Published on February 26, 1998

As the battle over the $200 million airport-concessions contract heads for a showdown at City Hall, the forces behind the bid of CA One Services have turned up the heat and given the other entry, Four Families of Houston, a serious case of indigestion. According to a number of sources who have been closely following the deal, several City Council members who had previously expressed support for Four Families have flopped under the pressure of intense lobbying by hired guns as well as various players in the Brown administration. Council member Joe Roach, who has been outspoken in his support for Four Families, says that the lobbying has crossed the line of ethical propriety. "There have been implied threats, promises, anything to get the required votes to support CA One," Roach says.

Among those who have been making phone calls and paying visits on behalf of CA One: master mayoral dealmaker and former mayor Bob Lanier blind trust administrator Kenny Friedman, an attorney representing the company; Council member and mayor pro tem Jew Don Boney; attorney and erstwhile popcorn vendor Zinetta Burney, who shares office space with Boney and served on Brown's transition team; Mischer operative and lobbyist Jim Box, a friend of swing vote Ray Driscoll; former METRO chairman Billy Burge, who is now offending the masses as vice-chairman of the sports authority; architect Leroy Hermes, who will do some of the design work for CA One; Brown agenda director and perennial hanger-on Dan Jones; prominent black minister Kirbyjon Caldwell, who will get a piece of the concession action if CA One wins; Dan McClung, hired as extra muscle after the Council's aviation subcommittee voted 51 in favor of Four Families. "It's been nonstop since the committee vote," says one lobbying target.

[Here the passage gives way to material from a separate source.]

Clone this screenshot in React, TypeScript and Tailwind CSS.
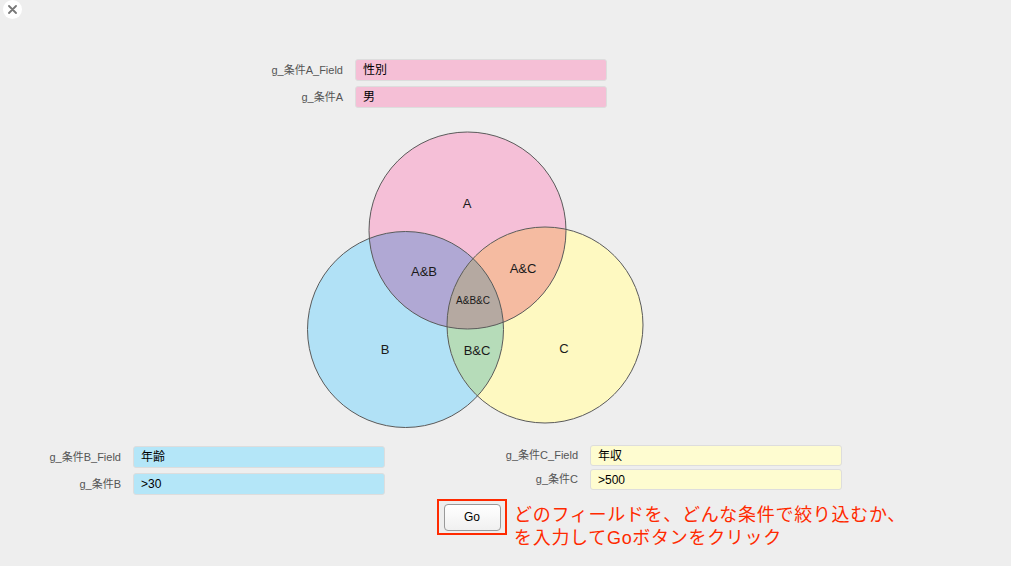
import React from 'react';

const font = { fontFamily: '"Liberation Sans", "Noto Sans CJK JP", sans-serif' };

function Field({ label, value, color, labelW, inputW, h }: { label: string; value: string; color: string; labelW: string; inputW: string; h: string }) {
  return (
    <div className="flex items-center">
      <span className={`${labelW} text-right text-[11px] text-[#555] pr-[12px]`}>{label}</span>
      <div className={`${inputW} ${h} ${color} rounded-[3px] border border-[#ddd] flex items-center px-[7px] text-[12px] text-black`}>
        {value}
      </div>
    </div>
  );
}

function Venn() {
  const A = { cx: 467.5, cy: 230.5, r: 98.5 };
  const B = { cx: 405.5, cy: 329.5, r: 98 };
  const C = { cx: 545, cy: 325, r: 98 };
  const ox = 300;
  const oy = 128;
  const c = (k: { cx: number; cy: number; r: number }) => ({ cx: k.cx - ox, cy: k.cy - oy, r: k.r });
  return (
    <svg width="350" height="304" viewBox="0 0 350 304" className="block">
      <defs>
        <clipPath id="clipA"><circle {...c(A)} /></clipPath>
        <clipPath id="clipB"><circle {...c(B)} /></clipPath>
        <clipPath id="clipAB">
          <circle {...c(B)} clipPath="url(#clipA)" />
        </clipPath>
      </defs>
      <circle {...c(A)} fill="#f5bfd7" />
      <circle {...c(B)} fill="#b1e1f6" />
      <circle {...c(C)} fill="#fef9c1" />
      <circle {...c(B)} fill="#b0a8d4" clipPath="url(#clipA)" />
      <circle {...c(C)} fill="#f5bba1" clipPath="url(#clipA)" />
      <circle {...c(C)} fill="#b6dcb9" clipPath="url(#clipB)" />
      <circle {...c(C)} fill="#b5a9a1" clipPath="url(#clipAB)" />
      <circle {...c(A)} fill="none" stroke="#5a5a5a" strokeWidth="1" />
      <circle {...c(B)} fill="none" stroke="#5a5a5a" strokeWidth="1" />
      <circle {...c(C)} fill="none" stroke="#5a5a5a" strokeWidth="1" />
      <g fontFamily='"Liberation Sans", sans-serif' fontSize="13" fill="#1a1a1a" textAnchor="middle" dominantBaseline="central">
        <text x={467 - ox} y={203 - oy}>A</text>
        <text x={424 - ox} y={271 - oy}>A&amp;B</text>
        <text x={523 - ox} y={268 - oy}>A&amp;C</text>
        <text x={473 - ox} y={300 - oy} fontSize="10">A&amp;B&amp;C</text>
        <text x={385 - ox} y={349 - oy}>B</text>
        <text x={477 - ox} y={350 - oy}>B&amp;C</text>
        <text x={564 - ox} y={348 - oy}>C</text>
      </g>
    </svg>
  );
}

export default function App() {
  return (
    <div className="w-[1011px] h-[566px] bg-[#eeeeee] overflow-hidden relative" style={font}>
      <div className="absolute left-[3px] top-0 w-[19px] h-[19px] rounded-full bg-white flex items-center justify-center">
        <svg width="9" height="9" viewBox="0 0 9 9">
          <path d="M1 1 L8 8 M8 1 L1 8" stroke="#777" strokeWidth="1.8" strokeLinecap="round" />
        </svg>
      </div>

      <div className="pt-[59px] pl-[223px] flex flex-col gap-[5px]">
        <Field label="g_条件A_Field" value="性別" color="bg-[#f5bfd6]" labelW="w-[132px]" inputW="w-[252px]" h="h-[22px]" />
        <Field label="g_条件A" value="男" color="bg-[#f5bfd6]" labelW="w-[132px]" inputW="w-[252px]" h="h-[22px]" />
      </div>

      <div className="pl-[300px] mt-[20px]">
        <Venn />
      </div>

      <div className="flex mt-[13px]">
        <div className="pl-[1px] flex flex-col gap-[5px] pt-[1px]">
          <Field label="g_条件B_Field" value="年齢" color="bg-[#b4e6f8]" labelW="w-[132px]" inputW="w-[252px]" h="h-[22px]" />
          <Field label="g_条件B" value=">30" color="bg-[#b4e6f8]" labelW="w-[132px]" inputW="w-[252px]" h="h-[22px]" />
        </div>
        <div className="ml-[73px] flex flex-col gap-[3px]">
          <Field label="g_条件C_Field" value="年収" color="bg-[#fefcd0]" labelW="w-[132px]" inputW="w-[252px]" h="h-[21px]" />
          <Field label="g_条件C" value=">500" color="bg-[#fefcd0]" labelW="w-[132px]" inputW="w-[252px]" h="h-[21px]" />
        </div>
      </div>

      <div className="flex items-start pl-[437px] mt-[4px]">
        <div className="w-[70px] h-[36px] border-2 border-[#ff2a00] flex items-center justify-center">
          <button className="w-[57px] h-[27px] rounded-[4px] border border-[#999] bg-gradient-to-b from-white to-[#f0f0f0] text-[12px] text-black">
            Go
          </button>
        </div>
        <div className="ml-[7px] mt-[5px] text-[18px] leading-[23px] tracking-[0.7px] text-[#ff2a00]">
          どのフィールドを、どんな条件で絞り込むか、
          <br />
          を入力してGoボタンをクリック
        </div>
      </div>
    </div>
  );
}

The issue has evolved way beyond which company will best serve the city's interests, according to almost everyone involved, and has turned into a key early measure of Brown's authority. Council members say that the lobbying efforts have stressed this element, in no uncertain terms, ever since the subcommittee acted. "It's considered a test," says a possible swing vote. "You're either on board [with the mayor] or you're not."

This conflicts with Brown's statement that no one connected with his administration was pushing either side until late last week, when after careful consideration he decided to back CA One. "Since he had not made a decision [before then]," says spokesman Don Payne, "he couldn't have had anyone lobbying for that position.